Порою, чем дальше уходит дорога жизни, тем с большим удивлением двое, идущие рядом, вспоминают начало пути. Огни прошлого исчезают где-то за поворотом… Чтобы события на расстоянии казались все теми же, теми же должны остаться и чувства.
А у нас-то с Надюшей где был тот роковой поворот? Сейчас, когда несчастье заставило оглянуться назад, я его, кажется, разглядел. И если когда-нибудь Надя вернется…
Мысленно я все время готовлюсь к тому разговору. Это, я думаю, еще не стало болезнью, но стало моей бессонницей, неотступностью. Ночами я веду диалог, в котором участвуем мы оба: Надя и я. Сюжет диалога всегда одинаков: это наша с ней жизнь.
Если прошлое вспоминается «в общем и целом», оно, наверное, умерло или просто не имеет цены. Лишь детали воссоздают картину. Подчас неожиданные, когда-то казавшиеся смешными, они с годами обретают значительность.
Так сейчас происходит со мной.
Но почему все, о чем я теперь вспоминаю, так долго не обнаруживало себя?
Я должен восстановить разрозненные детали. Быть может, собравшись вместе, они создадут нечто цельное?
Мы с Надей работали в конструкторском бюро на одном этаже, но в разных концах коридора. Встречаясь, мы говорили друг другу «здрасьте!», не называя имен, потому что не знали их.
Когда же меня вместе с чертежной доской решили переселить в Надину комнату, некоторые из ее коллег запротестовали: «И так уж не протолкнешься!»
– Одним человеком меньше, одним больше… – стал убеждать представитель дирекции.
– Это смотря какой человек! – сказала Надюша.
Потом, возникая из-за своей чертежной доски, словно из-за ширмы кукольного театра, я нарочно встречался с Надей глазами и улыбался, чтобы она поверила, что я человек неплохой. С той же целью я пригласил ее однажды на концерт знаменитой певицы.
– Пойдемте… Я тоже пою! – сказала она. И добавила: – Правда, есть одно затруднение: у меня насморк и кашель. Таких зрителей очень не любят.
Но именно там, в Большом зале Консерватории, я ее полюбил. В течение двух отделений Надя героически старалась не кашлять и не чихать. А когда знаменитую певицу стали вызывать на «бис», она шепнула:
– У вас нет платка? Мой абсолютно промок. Вот уж не ожидала от своего маленького носа такой бурной активности!
Она напоминала ребенка, который в присутствии гостей, повергая родителей в ужас, может поведать обо всех своих намерениях и выдать любые тайны семьи.
«Милая детская непосредственность…» – говорят о таких людях. Надина непосредственность никогда не была «милой» – она была удивительной.

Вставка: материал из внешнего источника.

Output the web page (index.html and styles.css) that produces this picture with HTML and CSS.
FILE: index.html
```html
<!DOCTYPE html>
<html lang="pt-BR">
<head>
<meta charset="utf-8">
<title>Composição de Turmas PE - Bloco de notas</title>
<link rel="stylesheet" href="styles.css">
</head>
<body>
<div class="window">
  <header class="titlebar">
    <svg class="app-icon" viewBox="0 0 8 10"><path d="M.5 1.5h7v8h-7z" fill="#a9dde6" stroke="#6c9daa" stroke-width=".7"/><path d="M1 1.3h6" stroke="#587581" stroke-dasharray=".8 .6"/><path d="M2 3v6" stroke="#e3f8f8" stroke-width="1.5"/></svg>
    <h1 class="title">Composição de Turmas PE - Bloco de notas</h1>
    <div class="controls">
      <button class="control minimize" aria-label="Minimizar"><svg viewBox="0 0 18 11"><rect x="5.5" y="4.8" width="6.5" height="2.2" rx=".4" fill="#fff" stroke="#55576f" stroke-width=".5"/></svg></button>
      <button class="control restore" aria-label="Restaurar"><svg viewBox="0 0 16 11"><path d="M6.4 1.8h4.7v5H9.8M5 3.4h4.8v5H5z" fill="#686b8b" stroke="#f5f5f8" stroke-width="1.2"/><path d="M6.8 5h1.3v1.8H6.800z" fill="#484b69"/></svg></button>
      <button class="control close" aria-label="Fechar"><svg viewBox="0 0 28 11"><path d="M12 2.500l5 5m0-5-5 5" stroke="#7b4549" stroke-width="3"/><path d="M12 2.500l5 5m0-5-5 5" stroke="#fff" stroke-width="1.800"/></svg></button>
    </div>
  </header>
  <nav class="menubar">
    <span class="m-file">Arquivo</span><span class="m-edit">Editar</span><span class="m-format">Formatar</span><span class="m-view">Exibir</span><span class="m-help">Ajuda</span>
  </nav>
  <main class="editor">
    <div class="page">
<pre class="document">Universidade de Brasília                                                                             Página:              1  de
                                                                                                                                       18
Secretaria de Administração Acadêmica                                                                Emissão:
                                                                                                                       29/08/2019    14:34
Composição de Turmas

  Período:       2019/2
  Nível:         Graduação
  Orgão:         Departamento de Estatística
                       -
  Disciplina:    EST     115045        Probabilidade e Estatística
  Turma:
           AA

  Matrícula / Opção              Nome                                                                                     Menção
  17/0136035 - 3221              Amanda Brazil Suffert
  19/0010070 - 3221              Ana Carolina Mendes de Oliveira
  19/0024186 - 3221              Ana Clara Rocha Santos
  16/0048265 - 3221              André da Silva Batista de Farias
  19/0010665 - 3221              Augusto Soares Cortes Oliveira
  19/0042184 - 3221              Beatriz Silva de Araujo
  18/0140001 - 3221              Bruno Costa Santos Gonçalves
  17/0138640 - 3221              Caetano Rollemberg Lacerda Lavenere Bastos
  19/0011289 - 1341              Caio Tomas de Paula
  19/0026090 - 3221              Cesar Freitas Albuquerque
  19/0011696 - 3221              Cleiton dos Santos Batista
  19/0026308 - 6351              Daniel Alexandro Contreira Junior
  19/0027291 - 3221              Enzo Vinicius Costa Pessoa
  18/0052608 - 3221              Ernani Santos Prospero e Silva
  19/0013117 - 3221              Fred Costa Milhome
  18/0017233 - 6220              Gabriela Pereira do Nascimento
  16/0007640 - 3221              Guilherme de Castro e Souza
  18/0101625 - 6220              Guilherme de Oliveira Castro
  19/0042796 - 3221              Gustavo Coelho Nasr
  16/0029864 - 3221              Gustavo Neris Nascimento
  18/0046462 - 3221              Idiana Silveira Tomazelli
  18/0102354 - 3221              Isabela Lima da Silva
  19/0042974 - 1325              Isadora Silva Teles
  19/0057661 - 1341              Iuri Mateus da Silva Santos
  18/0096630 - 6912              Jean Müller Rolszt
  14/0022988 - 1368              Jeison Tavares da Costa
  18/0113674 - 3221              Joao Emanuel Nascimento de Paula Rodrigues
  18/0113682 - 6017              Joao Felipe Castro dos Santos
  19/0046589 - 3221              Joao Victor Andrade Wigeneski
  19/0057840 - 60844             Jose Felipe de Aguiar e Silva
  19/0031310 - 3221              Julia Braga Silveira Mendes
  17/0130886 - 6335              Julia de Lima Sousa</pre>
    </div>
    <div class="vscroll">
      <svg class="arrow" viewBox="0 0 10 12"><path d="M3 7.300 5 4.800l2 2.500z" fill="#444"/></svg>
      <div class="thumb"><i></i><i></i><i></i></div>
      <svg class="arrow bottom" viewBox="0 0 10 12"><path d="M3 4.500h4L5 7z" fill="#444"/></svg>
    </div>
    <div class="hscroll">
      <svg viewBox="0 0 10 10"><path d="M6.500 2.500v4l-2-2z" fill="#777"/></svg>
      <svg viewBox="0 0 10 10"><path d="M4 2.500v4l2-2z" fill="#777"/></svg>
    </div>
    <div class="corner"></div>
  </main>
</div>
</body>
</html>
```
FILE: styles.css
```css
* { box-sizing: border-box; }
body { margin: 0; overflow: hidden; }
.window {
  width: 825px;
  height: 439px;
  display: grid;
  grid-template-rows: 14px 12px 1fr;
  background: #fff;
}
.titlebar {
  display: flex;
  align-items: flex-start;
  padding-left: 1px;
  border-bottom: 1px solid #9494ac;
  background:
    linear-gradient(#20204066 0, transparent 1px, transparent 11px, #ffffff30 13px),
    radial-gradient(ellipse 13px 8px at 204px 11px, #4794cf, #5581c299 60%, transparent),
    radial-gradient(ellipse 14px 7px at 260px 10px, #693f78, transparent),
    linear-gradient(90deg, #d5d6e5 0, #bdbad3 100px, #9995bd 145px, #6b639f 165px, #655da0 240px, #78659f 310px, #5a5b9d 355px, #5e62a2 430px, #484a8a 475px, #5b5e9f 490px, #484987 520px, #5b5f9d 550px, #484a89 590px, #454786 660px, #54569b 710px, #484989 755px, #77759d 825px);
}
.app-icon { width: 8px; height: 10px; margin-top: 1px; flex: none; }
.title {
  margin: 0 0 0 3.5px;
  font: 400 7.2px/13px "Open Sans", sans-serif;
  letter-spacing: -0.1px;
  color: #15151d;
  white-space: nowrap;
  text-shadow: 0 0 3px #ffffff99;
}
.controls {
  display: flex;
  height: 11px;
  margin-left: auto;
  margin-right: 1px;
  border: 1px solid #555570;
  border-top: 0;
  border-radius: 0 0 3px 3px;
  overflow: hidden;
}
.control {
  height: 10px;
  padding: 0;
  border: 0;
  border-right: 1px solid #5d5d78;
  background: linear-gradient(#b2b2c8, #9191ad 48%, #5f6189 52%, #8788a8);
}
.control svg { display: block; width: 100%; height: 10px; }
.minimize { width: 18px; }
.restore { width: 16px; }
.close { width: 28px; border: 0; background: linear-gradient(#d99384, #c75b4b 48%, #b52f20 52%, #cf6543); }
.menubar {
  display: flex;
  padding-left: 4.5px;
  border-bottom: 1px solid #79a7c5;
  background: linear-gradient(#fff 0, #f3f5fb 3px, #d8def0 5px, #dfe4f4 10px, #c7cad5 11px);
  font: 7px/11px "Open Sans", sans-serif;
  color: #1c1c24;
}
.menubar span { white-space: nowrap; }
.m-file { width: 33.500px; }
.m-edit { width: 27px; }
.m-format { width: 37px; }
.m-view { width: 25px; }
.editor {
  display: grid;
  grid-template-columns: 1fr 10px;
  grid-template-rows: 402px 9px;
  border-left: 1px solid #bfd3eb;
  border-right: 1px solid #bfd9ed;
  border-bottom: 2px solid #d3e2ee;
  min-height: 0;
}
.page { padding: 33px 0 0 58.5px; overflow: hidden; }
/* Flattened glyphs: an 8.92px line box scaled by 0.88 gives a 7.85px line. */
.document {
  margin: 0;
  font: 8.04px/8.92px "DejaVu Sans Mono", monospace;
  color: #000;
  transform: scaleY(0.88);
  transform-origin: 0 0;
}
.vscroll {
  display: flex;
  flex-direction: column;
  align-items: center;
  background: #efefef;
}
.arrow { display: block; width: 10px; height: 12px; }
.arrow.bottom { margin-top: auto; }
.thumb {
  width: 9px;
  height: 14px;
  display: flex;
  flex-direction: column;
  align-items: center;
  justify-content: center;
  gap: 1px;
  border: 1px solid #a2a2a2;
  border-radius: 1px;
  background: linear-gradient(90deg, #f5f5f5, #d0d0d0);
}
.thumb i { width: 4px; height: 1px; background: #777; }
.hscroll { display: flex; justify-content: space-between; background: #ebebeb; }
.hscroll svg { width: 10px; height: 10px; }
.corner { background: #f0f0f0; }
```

Покоряющей… Ее синонимом была честность. Я-то ведь не отважился сообщить ей, что сочиняю фантастические рассказы, которые никто не печатает! Тем более что, как я узнал окольным путем, она этот жанр не любила:
– Столько фантастики в реалистических произведениях!..
А когда я сказал Надюше, что мечтаю на ней жениться, она ответила:
– Только учтите, у меня есть приданое: порок сердца и запрет иметь детей.

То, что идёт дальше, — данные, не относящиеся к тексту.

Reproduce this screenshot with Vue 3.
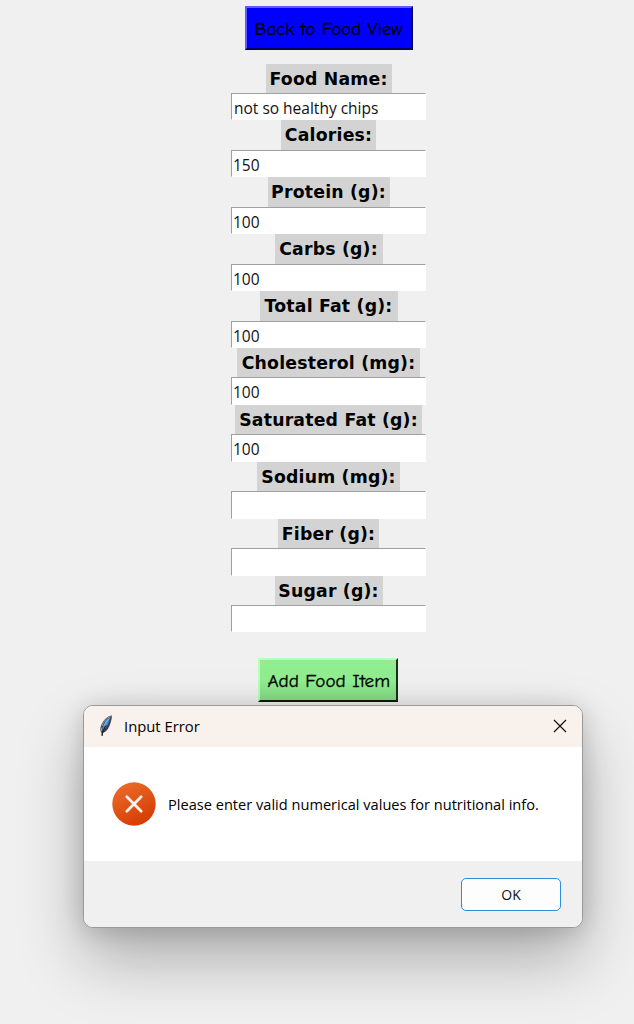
<script setup>
const fields = [
  { label: 'Food Name:', value: 'not so healthy chips', width: 126 },
  { label: 'Calories:', value: '150', width: 95 },
  { label: 'Protein (g):', value: '100', width: 122 },
  { label: 'Carbs (g):', value: '100', width: 108 },
  { label: 'Total Fat (g):', value: '100', width: 138 },
  { label: 'Cholesterol (mg):', value: '100', width: 183 },
  { label: 'Saturated Fat (g):', value: '100', width: 187 },
  { label: 'Sodium (mg):', value: '', width: 143 },
  { label: 'Fiber (g):', value: '', width: 101 },
  { label: 'Sugar (g):', value: '', width: 108 },
]
</script>

<template>
  <main class="window">
    <button class="tk-button back"><span>Back to Food View</span></button>
    <form class="form" @submit.prevent>
      <div v-for="f in fields" :key="f.label" class="field">
        <label :style="{ width: f.width + 'px' }">{{ f.label }}</label>
        <div class="entry" :class="{ numeric: f.value.length === 3 }">{{ f.value }}</div>
      </div>
    </form>
    <button class="tk-button add"><span>Add Food Item</span></button>

    <section class="dialog" role="alertdialog">
      <header>
        <svg class="feather" width="16" height="24" viewBox="0 0 16 24">
          <path d="M13.800 1.600C9.500 2 5 6.500 3.200 11.300c-1.100 2.900-1.200 5.400.1 7.200l.7 3.800 1.100-3.500c3.200-.8 5.500-4.200 6.900-8.200 1.100-3.200 2-6.200 1.800-9z" fill="#3a4046" />
          <path d="M12.700 3C8.600 4.800 5 9.500 4.200 16c3.400-1.300 5.700-4.400 6.700-8.300.5-1.700 1.500-3.200 1.800-4.700z" fill="#4489d6" />
          <path d="M12.600 2.300C8.800 3.700 5.200 7.600 3.900 12.200M3.400 13.500v3.500" fill="none" stroke="#9da2a5" stroke-width="1" />
          <path d="M8.300 11C6.300 13.500 4.900 17 4 22" fill="none" stroke="#18202b" stroke-width="1.100" />
          <path d="M10.900 5C9 6.300 7.400 9 6.300 12" fill="none" stroke="#6aaaf0" stroke-width="1.500" />
        </svg>
        <span class="title">Input Error</span>
        <svg class="close" width="14" height="14" viewBox="0 0 14 14">
          <path d="M1 1l12 12M13 1L1 13" fill="none" stroke="#111" stroke-width="1.200" />
        </svg>
      </header>
      <div class="body">
        <svg width="44" height="44" viewBox="0 0 44 44">
          <defs>
            <linearGradient id="err" x1=".2" y1="0" x2=".7" y2="1">
              <stop offset="0" stop-color="#ec6c2c" />
              <stop offset="1" stop-color="#d53a02" />
            </linearGradient>
          </defs>
          <circle cx="22" cy="22" r="21.700" fill="url(#err)" />
          <path d="M14.800 14.800l14.400 14.400M29.200 14.800L14.800 29.200" stroke="#fff5f0" stroke-width="2.700" stroke-linecap="round" />
        </svg>
        <p>Please enter valid numerical values for nutritional info.</p>
      </div>
      <footer><button class="ok">OK</button></footer>
    </section>
  </main>
</template>

<style>
body {
  background: #f0f0f0;
}
</style>

<style scoped>
.window {
  position: relative;
  box-sizing: border-box;
  width: 634px;
  height: 1024px;
  padding-top: 6px;
  overflow: hidden;
  background: #f0f0f0;
  display: flex;
  flex-direction: column;
  align-items: center;
  font-family: "Open Sans", "Noto Sans", sans-serif;
  color: #000;
}
.tk-button {
  box-sizing: border-box;
  padding: 1px 0 0;
  height: 44px;
  margin-left: 22px;
  border: 2px solid;
  display: flex;
  justify-content: center;
  align-items: center;
  font: 19px "Comic Sans MS", "Comic Neue", Lato, sans-serif;
  -webkit-text-stroke: 0.3px #000;
  white-space: nowrap;
  color: #000;
}
.tk-button span {
  flex: none;
  transform: scaleX(0.99);
}
.back {
  width: 168px;
  margin-left: 23px;
  background: #00f;
  border-color: #5c5cff #000050 #000050 #5c5cff;
}
.add {
  width: 140px;
  margin-top: 26px;
  background: linear-gradient(#90ee90 50%, #86dc86);
  border-color: #b8ffb8 #183018 #101810 #b8ffb8;
}
.add span {
  transform: translateX(1px) scaleX(1.01);
}
.form {
  width: 195px;
  margin-top: 13.500px;
  margin-left: 23px;
}
.field {
  height: 56.900px;
  display: flex;
  flex-direction: column;
  align-items: center;
}
label {
  height: 29.500px;
  flex: none;
  background: #d3d3d3;
  font: bold 17.300px/30px Verdana, "DejaVu Sans", sans-serif;
  letter-spacing: 0.2px;
  text-align: center;
  white-space: nowrap;
}
.entry {
  box-sizing: border-box;
  width: 195px;
  height: 27.400px;
  padding-left: 2px;
  border: 1px solid;
  border-color: #a0a0a0 #fff #fff #a0a0a0;
  background: #fff;
  font-size: 15.500px;
  line-height: 28px;
  color: #111;
}
.numeric {
  padding-left: 1px;
}
.dialog {
  position: absolute;
  left: 83px;
  top: 705px;
  box-sizing: border-box;
  width: 500px;
  height: 223px;
  border: 1px solid #999;
  border-radius: 10px;
  overflow: hidden;
  background: #fff;
  display: flex;
  flex-direction: column;
  box-shadow: 0 32px 64px rgba(0, 0, 0, 0.28), 0 2px 24px rgba(0, 0, 0, 0.17);
}
header {
  height: 41px;
  flex: none;
  display: flex;
  align-items: center;
  padding: 0 15px 0 14px;
  background: #f9f1eb;
}
.feather,
.close {
  margin-bottom: 2px;
}
.title {
  margin: 0 0 2px 10px;
  flex: 1;
  font-size: 14.800px;
}
.body {
  height: 114px;
  flex: none;
  display: flex;
  align-items: center;
  padding-left: 28px;
}
.body p {
  margin: 0 0 1px 12px;
  font-size: 14.600px;
  white-space: nowrap;
}
footer {
  flex: 1;
  display: flex;
  justify-content: flex-end;
  align-items: flex-start;
  padding: 17px 21px 0 0;
  background: #f0f0f0;
}
.ok {
  box-sizing: border-box;
  width: 100px;
  height: 33px;
  padding: 0;
  border: 1.500px solid #2f8ddc;
  border-radius: 5px;
  background: #fdfdfd;
  font: 14px "Open Sans", sans-serif;
  color: #111;
}
</style>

– В вас самой столько детского! – растерянно пошутил я.
– С годами это может стать неестественным и противным, – ответила Надя. – Представьте себе пожилую даму с розовым бантиком в волосах!
– Но ведь можно, в конце концов, и без…
– Нет, нельзя, – перебила она. – Представляете, какая у нас с вами была бы дочь!
С той поры иметь дочь стало нашим главным желанием. Будущие родители обычно мечтают о сыновьях, а мы ждали дочь.
«Ясно… Запретный плод!» – говорили знакомые. Эти восклицания были не только банальными, но и неточными. Надюша, мало сказать, не прислушивалась к запретам врачей – она просто о них забыла. И только глаза, которые из-за припухлости век становились по утрам вроде бы меньше и уже, напоминали о том, что порок сердца все-таки есть.
– Почти всех женщин беременность украшает. На ком ты женился? – говорила Надюша, разглядывая себя в зеркале по утрам.
Другие мечтали о сыновьях. А мы ждали Оленьку. И она родилась.
«Она не могла поступить иначе, – написала мне Надюша в своей первой записке после того, как нас на земле стало трое. – Меня полгода держали в больнице. Разве она могла обмануть мои и твои ожидания? Спасибо ей!»